The CFM helps users evaluate whether a business can survive financially under real operating conditions before capital is deployed.
One of the biggest mistakes people make is confusing acquisition capital with operating capital. They are not the same thing.
A business may appear financeable from an acquisition standpoint, yet still fail because insufficient operating liquidity remains after the transaction closes.
One of the most common mistakes in business planning is assuming that if a transaction can be financed, it should be financed. Those are two different questions. The CFM is designed to help users determine whether an acquisition, startup, or expansion remains financially viable after the transaction closes and operations begin.
That is why the CFM separates acquisition funding from operational funding. For acquisitions or startups, the CFM typically evaluates capital structure progression through: Cash on Hand → Long-Term Debt → Mezzanine Financing → Additional Paid-In-Capital (if possible) → Preferred Stock → Private Equity
Each layer generally becomes:
more expensive,
more restrictive,
and more dilutive.
If the Ending Bank Balance still goes negative after reasonable assumptions, the conclusion may be straightforward: The acquisition price is too high, the structure is too aggressive, or the business does not presently support proceeding.
That can be difficult to accept emotionally. But recognizing that before capital is deployed is far better than discovering it afterward.

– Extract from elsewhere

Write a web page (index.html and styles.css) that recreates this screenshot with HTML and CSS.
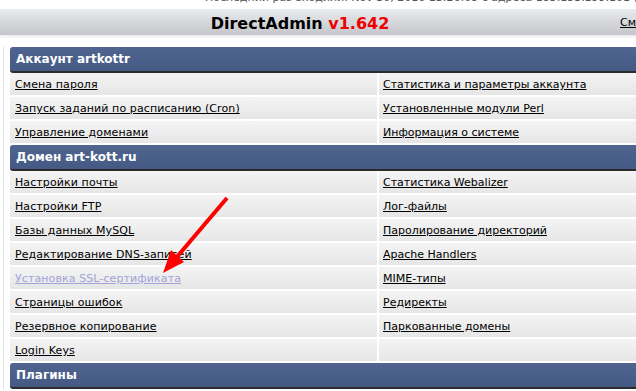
FILE: index.html
```html
<!DOCTYPE html>
<html lang="ru">
<head>
    <meta charset="UTF-8">
    <meta name="viewport" content="width=device-width, initial-scale=1.0">
    <title>DirectAdmin</title>
    <link rel="stylesheet" href="styles.css">
</head>
<body>

    <div class="lastlogin">
        <span>Последний раз входили: Nov 30, 2016 13:26:09 с адреса 185.153.199.101 (RU)</span>
    </div>

    <header class="topbar">
        <div class="title">DirectAdmin <span class="version">v1.642</span></div>
        <div class="toplinks"><a href="#">Сменить пароль</a></div>
    </header>

    <div class="panel">
        <div class="section-head">Аккаунт artkottr</div>
        <div class="menu">
            <div class="cell"><a href="#">Смена пароля</a></div>
            <div class="cell"><a href="#">Статистика и параметры аккаунта</a></div>
            <div class="cell"><a href="#">Запуск заданий по расписанию (Cron)</a></div>
            <div class="cell"><a href="#">Установленные модули Perl</a></div>
            <div class="cell"><a href="#">Управление доменами</a></div>
            <div class="cell"><a href="#">Информация о системе</a></div>
        </div>

        <div class="section-head">Домен art-kott.ru</div>
        <div class="menu">
            <div class="cell"><a href="#">Настройки почты</a></div>
            <div class="cell"><a href="#">Статистика Webalizer</a></div>
            <div class="cell"><a href="#">Настройки FTP</a></div>
            <div class="cell"><a href="#">Лог-файлы</a></div>
            <div class="cell"><a href="#">Базы данных MySQL</a></div>
            <div class="cell"><a href="#">Паролирование директорий</a></div>
            <div class="cell"><a href="#">Редактирование DNS-записей</a></div>
            <div class="cell"><a href="#">Apache Handlers</a></div>
            <div class="cell"><a href="#" class="visited">Установка SSL-сертификата</a></div>
            <div class="cell"><a href="#">MIME-типы</a></div>
            <div class="cell"><a href="#">Страницы ошибок</a></div>
            <div class="cell"><a href="#">Редиректы</a></div>
            <div class="cell"><a href="#">Резервное копирование</a></div>
            <div class="cell"><a href="#">Паркованные домены</a></div>
            <div class="cell"><a href="#">Login Keys</a></div>
            <div class="cell"></div>
        </div>

        <div class="section-head">Плагины</div>
    </div>

    <!-- pointer drawn over the screenshot -->
    <svg class="arrow" width="636" height="391" viewBox="0 0 636 391">
        <line x1="227" y1="198" x2="176" y2="258" stroke="#ff0000" stroke-width="4"/>
        <polygon points="163,273 184,262 171,250" fill="#ff0000"/>
    </svg>

</body>
</html>
```

FILE: styles.css
```css
body {
    margin: 0;
    padding: 0;
    background-color: white;
    color: black;
    font-family: "DejaVu Sans", Verdana, sans-serif;
    font-size: 11px;
    overflow: hidden;
}

a {
    color: black;
}

.lastlogin {
    height: 9px;
    overflow: hidden;
    padding-left: 205px;
    white-space: nowrap;
    color: #555;
}

.lastlogin span {
    display: block;
    margin-top: -9px;
}

.topbar {
    display: flex;
    align-items: center;
    height: 26px;
    background: linear-gradient(#e9eaed, #c4c6cb);
    box-shadow: 0 2px 2px rgba(0, 0, 0, 0.08);
    white-space: nowrap;
    overflow: hidden;
}

.title {
    width: 600px;
    flex-shrink: 0;
    text-align: center;
    font-size: 16px;
    font-weight: bold;
    padding-top: 2px;
}

.version {
    color: #ee0000;
}

.toplinks {
    padding-left: 20px;
    font-size: 11px;
}

.panel {
    margin: 12px 0 0 3px;
    padding-left: 6px;
    border-left: 1px solid #e2e2e2;
}

.section-head {
    height: 24px;
    line-height: 24px;
    padding-left: 6px;
    background: linear-gradient(#4f6590, #445a84);
    border-bottom: 2px solid #2c2c2c;
    border-radius: 3px 0 0 3px;
    color: white;
    font-weight: bold;
    font-size: 12px;
}

.menu {
    display: grid;
    grid-template-columns: 367px 1fr;
    gap: 2px;
    padding-bottom: 2px;
    background-color: white;
}

.cell {
    height: 22px;
    line-height: 23px;
    padding-left: 5px;
    background: linear-gradient(#f4f4f4, #e6e6e6);
    white-space: nowrap;
    letter-spacing: 0.1px;
}

.cell:nth-child(even) {
    padding-left: 4px;
    letter-spacing: 0;
}

.cell a.visited {
    color: #a3a3d9;
}

.arrow {
    position: absolute;
    top: 0;
    left: 0;
    pointer-events: none;
}
```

Operational liquidity is evaluated differently. A business may remain fundamentally viable while still experiencing short-term cash pressure during operations. For operational shortfalls, the CFM typically evaluates liquidity progression through: Operating Cash on Hand → Revolving Credit Facility (RCL) → Long-Term Debt → Mezzanine Financing → Preferred Stock
And each layer generally becomes:
more expensive,
more restrictive,
and more dilutive.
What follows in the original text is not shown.